We would pour out onto the lawn with Laddie hot on our heels, down to the springhouse where we were safe from adults. The springhouse was a wonderful haven. Shadowed by the apple orchard where Laddie would later rest, its cool wet atmosphere would almost call to you on lazy summer days. We had a tea set and blackboard, and numerous toy trucks and tractors, down there that would keep us busy. It was at the springhouse with that blackboard that I would work for hours teaching Laddie to speak. And I don't mean barking on command. I was seven years old and for all I had witnessed, Laddie was smarter than my five-year-old brother was. So, I reasoned that if Bobby could talk, so could Laddie, and I set out to teach him. As I think back on this, I not only wanted him to talk to me, but I was assuming he could read. Not a far stretch of the imagination for a seven-year-old who was spending another magical summer in the country!

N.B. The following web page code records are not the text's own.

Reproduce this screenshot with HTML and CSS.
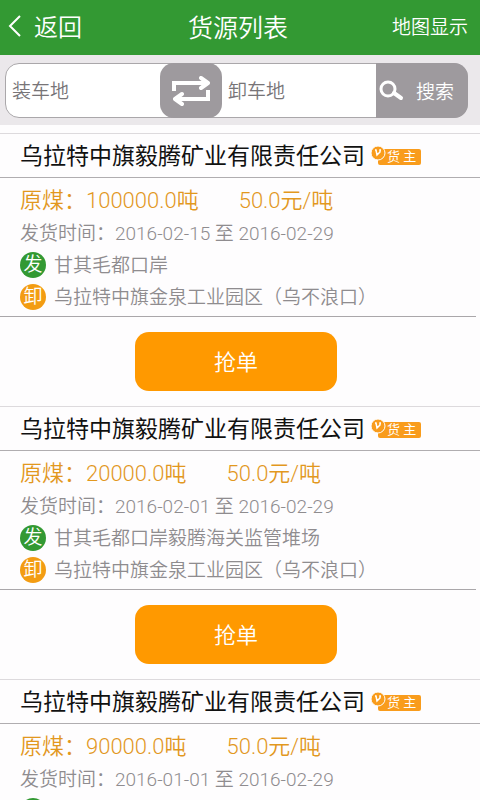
FILE: index.html
```html
<!DOCTYPE html>
<html lang="zh-CN">
<head>
<meta charset="utf-8">
<meta name="viewport" content="width=device-width, initial-scale=1">
<title>货源列表</title>
<link rel="stylesheet" href="styles.css">
</head>
<body>
<header class="topbar">
  <a class="back" href="#"><svg width="14" height="24" viewBox="0 0 14 24" aria-hidden="true"><path d="M12 2 2 12l10 10" fill="none" stroke="currentColor" stroke-width="2"/></svg>返回</a>
  <h1>货源列表</h1>
  <a class="map" href="#">地图显示</a>
</header>
<form class="search">
  <div class="search-box">
    <input class="from" type="text" placeholder="装车地" aria-label="装车地">
    <button class="swap" type="button" aria-label="交换"><svg width="40" height="30" viewBox="0 0 40 30" aria-hidden="true" fill="none" stroke="currentColor" stroke-width="4"><path d="M3 15V7H36M37 14v9H5"/><path d="m30 2 7 5-7 5M11 18l-7 5 7 5" stroke-linecap="round" stroke-linejoin="round"/></svg></button>
    <input class="to" type="text" placeholder="卸车地" aria-label="卸车地">
    <button class="go" type="submit"><svg width="25" height="21" viewBox="0 0 25 21" aria-hidden="true" fill="none" stroke="currentColor"><circle cx="9" cy="9" r="7" stroke-width="3"/><path d="m15 13 7 5" stroke-width="4" stroke-linecap="round"/></svg>搜索</button>
  </div>
</form>
<main class="list">
  <article class="card">
    <h2>乌拉特中旗毅腾矿业有限责任公司<span class="badge"><svg width="16" height="16" viewBox="0 0 16 16" aria-hidden="true"><circle cx="8" cy="8" r="7" fill="#f99c1c" stroke="#fff"/><path d="M5 5h1l1 5 3-3V5h1" fill="none" stroke="#fff" stroke-width="1.500"/></svg><span class="owner">货 主</span></span></h2>
    <div class="details">
      <p class="price"><span>原煤：100000.0吨</span><span>50.0元/吨</span></p>
      <p>发货时间：2016-02-15 至 2016-02-29</p>
      <p class="place"><span class="dot send">发</span>甘其毛都口岸</p>
      <p class="place"><span class="dot unload">卸</span>乌拉特中旗金泉工业园区（乌不浪口）</p>
    </div>
    <div class="action"><button type="button">抢单</button></div>
  </article>
  <article class="card">
    <h2>乌拉特中旗毅腾矿业有限责任公司<span class="badge"><svg width="16" height="16" viewBox="0 0 16 16" aria-hidden="true"><circle cx="8" cy="8" r="7" fill="#f99c1c" stroke="#fff"/><path d="M5 5h1l1 5 3-3V5h1" fill="none" stroke="#fff" stroke-width="1.500"/></svg><span class="owner">货 主</span></span></h2>
    <div class="details">
      <p class="price"><span>原煤：20000.0吨</span><span>50.0元/吨</span></p>
      <p>发货时间：2016-02-01 至 2016-02-29</p>
      <p class="place"><span class="dot send">发</span>甘其毛都口岸毅腾海关监管堆场</p>
      <p class="place"><span class="dot unload">卸</span>乌拉特中旗金泉工业园区（乌不浪口）</p>
    </div>
    <div class="action"><button type="button">抢单</button></div>
  </article>
  <article class="card">
    <h2>乌拉特中旗毅腾矿业有限责任公司<span class="badge"><svg width="16" height="16" viewBox="0 0 16 16" aria-hidden="true"><circle cx="8" cy="8" r="7" fill="#f99c1c" stroke="#fff"/><path d="M5 5h1l1 5 3-3V5h1" fill="none" stroke="#fff" stroke-width="1.500"/></svg><span class="owner">货 主</span></span></h2>
    <div class="details">
      <p class="price"><span>原煤：90000.0吨</span><span>50.0元/吨</span></p>
      <p>发货时间：2016-01-01 至 2016-02-29</p>
      <p class="place"><span class="dot send"></span></p>
    </div>
  </article>
</main>
</body>
</html>
```
FILE: styles.css
```css
* { box-sizing: border-box; }

body {
  margin: 0;
  height: 100vh;
  display: flex;
  flex-direction: column;
  background: #fefdfe;
  color: #8f8c8f;
  font-family: Roboto, "Noto Sans CJK SC", sans-serif;
  font-size: 19px;
  font-weight: 350;
}

h1, h2, p { margin: 0; font-weight: inherit; }
button, input { font: inherit; border: 0; margin: 0; }
a { color: inherit; text-decoration: none; }
svg { display: block; flex: none; }

.topbar {
  flex: none;
  height: 55px;
  padding: 0 12px 4px 8px;
  display: grid;
  grid-template-columns: 1fr auto 1fr;
  align-items: center;
  background: #339933;
  color: #fff;
}
.back { display: flex; align-items: center; gap: 12px; font-size: 24px; }
.topbar h1 { font-size: 25px; }
.map { justify-self: end; }

.search {
  flex: none;
  padding: 8px 12px 7px 5px;
  background: #ebe8eb;
}
.search-box {
  display: flex;
  height: 55px;
  border: 1px solid #aaa7aa;
  border-radius: 14px;
  background: #fff;
}
.search-box input {
  flex: 1 1 0;
  min-width: 0;
  padding: 2px 6px 0;
  background: transparent;
  color: #777;
  outline: 0;
}
.search-box input::placeholder { color: #777477; opacity: 1; }
.search-box button {
  flex: none;
  margin: -1px 0;
  display: flex;
  align-items: center;
  background: #9e9a9e;
  color: #fff;
}
.search-box .swap {
  width: 62px;
  padding: 0;
  justify-content: center;
  border-radius: 14px;
}
.search-box .go {
  width: 92px;
  margin-right: -1px;
  padding: 0 0 0 3px;
  gap: 12px;
  border-radius: 0 14px 14px 0;
}

.list {
  flex: 1;
  min-height: 0;
  padding-top: 8px;
  overflow-y: auto;
  scrollbar-width: none;
}
.card { border-top: 1px solid #dddadd; }
.card h2 {
  height: 44px;
  padding: 0 0 3px 20px;
  display: flex;
  align-items: center;
  border-bottom: 1px solid #b0adb0;
  color: #111;
  font-size: 23px;
  font-weight: 400;
  white-space: nowrap;
}
.badge { display: flex; align-items: center; margin: 6px 0 0 5px; }
.badge svg { margin: -8px -8px 0 0; z-index: 1; }
.owner {
  width: 43px;
  height: 16px;
  padding-left: 9px;
  border-radius: 2px;
  background: #f99c1c;
  color: #fff;
  font-size: 13px;
  line-height: 16px;
}
.details {
  margin-right: 4px;
  padding: 6px 0 2px 20px;
  border-bottom: 1px solid #aaa7aa;
  line-height: 32px;
}
.details .price {
  display: flex;
  gap: 40px;
  color: #e2981e;
  font-size: 22px;
  line-height: 34px;
}
.place { display: flex; align-items: center; gap: 8px; height: 32px; }
.dot {
  width: 26px;
  height: 26px;
  margin-bottom: 2px;
  border-radius: 50%;
  color: #fff;
  line-height: 26px;
  text-align: center;
}
.send { background: #339933; }
.unload { background: #f39c12; }
.action { padding: 15px 8px 15px 0; display: flex; justify-content: center; }
.action button {
  width: 202px;
  height: 59px;
  padding: 0 0 4px;
  border-radius: 14px;
  background: #ff9900;
  color: #fff;
  font-size: 22px;
}
```
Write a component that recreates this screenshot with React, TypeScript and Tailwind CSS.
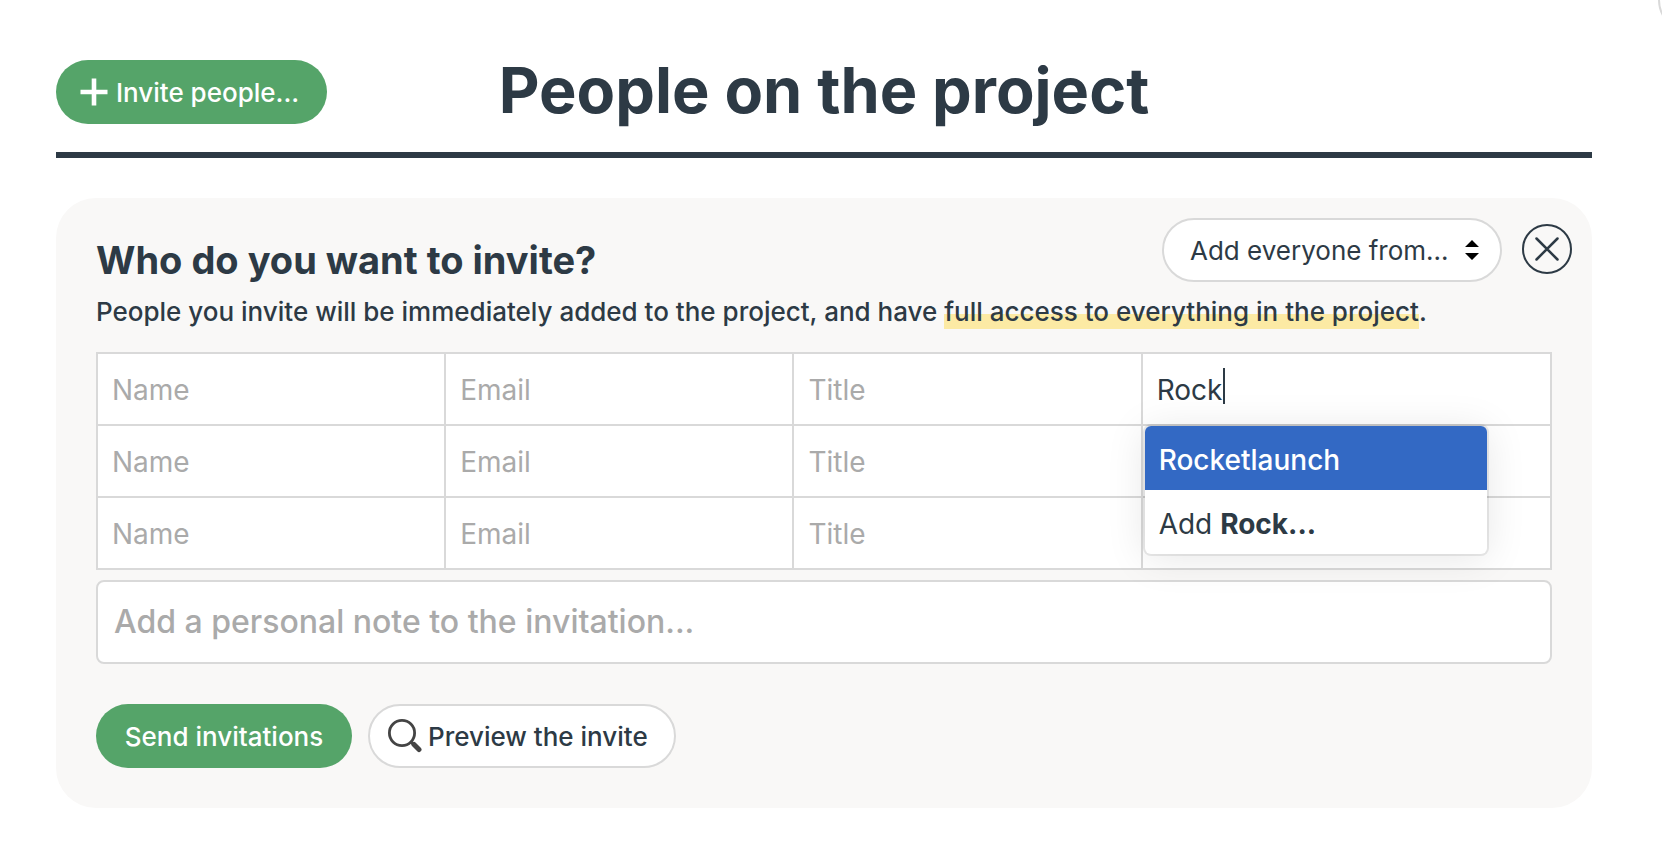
import { useState } from "react"

const people = [
  { id: 1, company: "Rock" },
  { id: 2, company: "" },
  { id: 3, company: "" },
]

const cell = "border-2 border-[#d9d9d9] p-0"
const field =
  "block h-[70px] w-full bg-transparent px-3.5 pt-0.5 text-[28px] text-[#2d3a45] caret-transparent outline-none placeholder:text-[#aaaaaa]"

function PlusIcon() {
  return (
    <svg width="28" height="28" viewBox="0 0 28 28" fill="none" stroke="currentColor" strokeWidth="4.6" aria-hidden="true">
      <path d="M14 0.5v27M0.5 14h27" />
    </svg>
  )
}

function CloseIcon() {
  return (
    <svg width="50" height="50" viewBox="0 0 50 50" fill="none" stroke="currentColor" aria-hidden="true">
      <circle cx="25" cy="25" r="24" strokeWidth="2" />
      <path d="M14.5 14.5l21 21M35.5 14.5l-21 21" strokeWidth="2.5" strokeLinecap="round" />
    </svg>
  )
}

function SearchIcon() {
  return (
    <svg width="34" height="34" viewBox="0 0 34 34" fill="none" stroke="#444444" aria-hidden="true">
      <circle cx="14" cy="14" r="12.6" strokeWidth="2.8" />
      <path d="M22.5 22.5l4 4" strokeWidth="3" />
      <path d="M26 25.5l5 5" strokeWidth="5" strokeLinecap="round" />
    </svg>
  )
}

function CompanyMenu() {
  return (
    <div
      role="listbox"
      aria-label="Companies"
      className="absolute top-full left-0.5 z-10 mt-0.5 w-[342px] overflow-hidden rounded-md bg-white text-[28px] shadow-[0_0_0_2px_rgba(0,0,0,0.08),0_4px_40px_rgba(0,0,0,0.1)]"
    >
      <button role="option" aria-selected="true" className="block h-16 w-full bg-[#3369c4] px-3.5 pt-1 text-left font-medium text-white">
        Rocketlaunch
      </button>
      <button role="option" aria-selected="false" className="block h-16 w-full px-3.5 pt-1 text-left">
        Add <strong className="font-bold">Rock...</strong>
      </button>
    </div>
  )
}

export default function App() {
  const [company, setCompany] = useState("Rock")

  return (
    <div className="relative min-h-screen overflow-hidden bg-white pt-14 pr-[70px] pb-13 pl-14 font-['Inter',sans-serif] text-[#2d3a45]">
      <button aria-label="Menu" className="absolute -top-8 -right-[60px] h-16 w-16 rounded-full border-2 border-[#d9d9d9]" />

      <header className="grid grid-cols-[1fr_auto_1fr] items-end border-b-6 border-[#2d3a45] pb-7">
        <button className="flex h-16 items-center gap-2 justify-self-start rounded-full bg-[#55a469] pr-7 pl-6 text-[26px] font-medium text-white">
          <PlusIcon />
          Invite people...
        </button>
        <h1 className="text-[63px] leading-[68px] font-bold">People on the project</h1>
      </header>

      <main className="mt-10 rounded-[40px] bg-[#f9f8f7] px-10 pb-10">
        <div className="-mr-5 flex items-start justify-between pt-5">
          <h2 className="mt-[18px] text-[38px] leading-[48px] font-bold">Who do you want to invite?</h2>
          <div className="flex items-start gap-5">
            <div className="relative">
              <select
                aria-label="Add everyone from"
                className="h-16 w-[340px] appearance-none rounded-full border-2 border-[#d9d9d9] bg-white pr-12 pl-6.5 text-[26px] outline-none"
              >
                <option>Add everyone from...</option>
              </select>
              <svg className="pointer-events-none absolute top-[22px] right-[23px]" width="14" height="20" viewBox="0 0 14 20" aria-hidden="true">
                <path d="M7 0l7 7H0zM7 20l7-7H0z" />
              </svg>
            </div>
            <button aria-label="Close" className="mt-1.5">
              <CloseIcon />
            </button>
          </div>
        </div>

        <p className="mt-2 text-[26px] leading-10 font-medium">
          People you invite will be immediately added to the project, and have{" "}
          <mark className="bg-transparent bg-linear-to-b from-transparent from-55% to-[#fceaa4] to-55% pb-0.5 text-inherit">
            full access to everything in the project
          </mark>
          .
        </p>

        <table className="mt-5 w-full table-fixed border-collapse bg-white">
          <colgroup>
            <col className="w-[23.95%]" />
            <col className="w-[23.95%]" />
            <col className="w-[23.95%]" />
            <col />
          </colgroup>
          <tbody>
            {people.map((person) => (
              <tr key={person.id}>
                <td className={cell}>
                  <input aria-label="Name" placeholder="Name" className={field} />
                </td>
                <td className={cell}>
                  <input aria-label="Email" placeholder="Email" className={field} />
                </td>
                <td className={cell}>
                  <input aria-label="Title" placeholder="Title" className={field} />
                </td>
                <td className={cell}>
                  {person.company ? (
                    <div className="relative">
                      <input
                        aria-label="Company"
                        value={company}
                        onChange={(e) => setCompany(e.target.value)}
                        className={field}
                      />
                      <span className="absolute top-3.5 left-20 h-9 w-0.5 bg-[#2d3a45]" />
                      <CompanyMenu />
                    </div>
                  ) : (
                    <input aria-label="Company" className={field} />
                  )}
                </td>
              </tr>
            ))}
          </tbody>
        </table>

        <textarea
          aria-label="Personal note"
          rows={1}
          placeholder="Add a personal note to the invitation..."
          className="mt-2.5 block h-[84px] w-full resize-none rounded-lg border-2 border-[#d9d9d9] bg-white px-4 py-5 text-[32px] leading-10 font-medium outline-none placeholder:text-[#aaaaaa]"
        />

        <div className="mt-10 flex gap-4">
          <button className="h-16 w-64 rounded-full bg-[#55a469] text-[26px] font-medium text-white">Send invitations</button>
          <button className="flex h-16 items-center gap-1.5 rounded-full border-2 border-[#d9d9d9] bg-white pr-6.5 pl-4.5 text-[26px] font-medium">
            <SearchIcon />
            Preview the invite
          </button>
        </div>
      </main>
    </div>
  )
}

He would sit forever as I attempted to drum the English language into his brain. Needless to say, he never did talk to me verbally, but he spoke volumes just by living. When Laddie began to move into senior citizenry, he once again proved his ability to grasp the world around him. Uncle Francis's grape arbor was off limits to everyone. If you went near it he would threaten to spank you to within an inch of your life, then would proceed to explain that really good grapes like his were for wine not for eating! So, we all, kids and adults alike, would make a wide arc around that arbor to avoid the possibility of him making good on his threat. Laddie must have filed this behavior away and as he aged he spent more and more time lying in the shadows of that arbor. He was never rude about it; he would greet you at the gate like any perfect gentleman and socialize for awhile, then disappear into the arbor for a nap.

Only other Collie people could understand where this dog resides within my heart and memory. And only you can appreciate what a tremendous gift my family received from that stranger. Over the years many Collies have shared their lives with our family, each of them possessing their own wonderfully different personality and yet, each of them somehow fitting in just where you needed them. And though every one of them deserves mention as my unsung heroes, I would have to say that Laddie would hold the title if I must choose only one. Perhaps it is because he is wrapped snugly in the sun filled days of my childhood memories, or maybe he really was larger than life. Maybe he truly was the most beautiful. Maybe he was the most intelligent. I believe he was all of those things and more. I believe it with the unwavering faith of that seven-year-old down by the springhouse so long ago.

Uncle Francis, Laddie and the farm are gone now. But as I look back on the inspiration Laddie has given to me throughout my life just by letting me love him, I have to credit and thank him for the wonderful friends I've loved along his road. Most assuredly Joyce Avery; you are my teacher, my friend, my sounding board and my logic; thank you specifically for Aimee, Kayleigh, Delaney, Panda, Pinkie, Brenna, Corey, Conor, Chance and Hogan. But moreover, for creating this family I hold so dear. They are all treasured. I hope and pray that Jodevin will prove to be even half the kennel Ravette was and will produce dogs that build the heart warming memories for others that "the gang" have given to me.

And to you sir, whoever you are and wherever your life took you all those years ago, thank you for entrusting us with that "damn good dog, " for he has led us down a brilliantly colorful road filled with hopes and dreams that have spanned generations.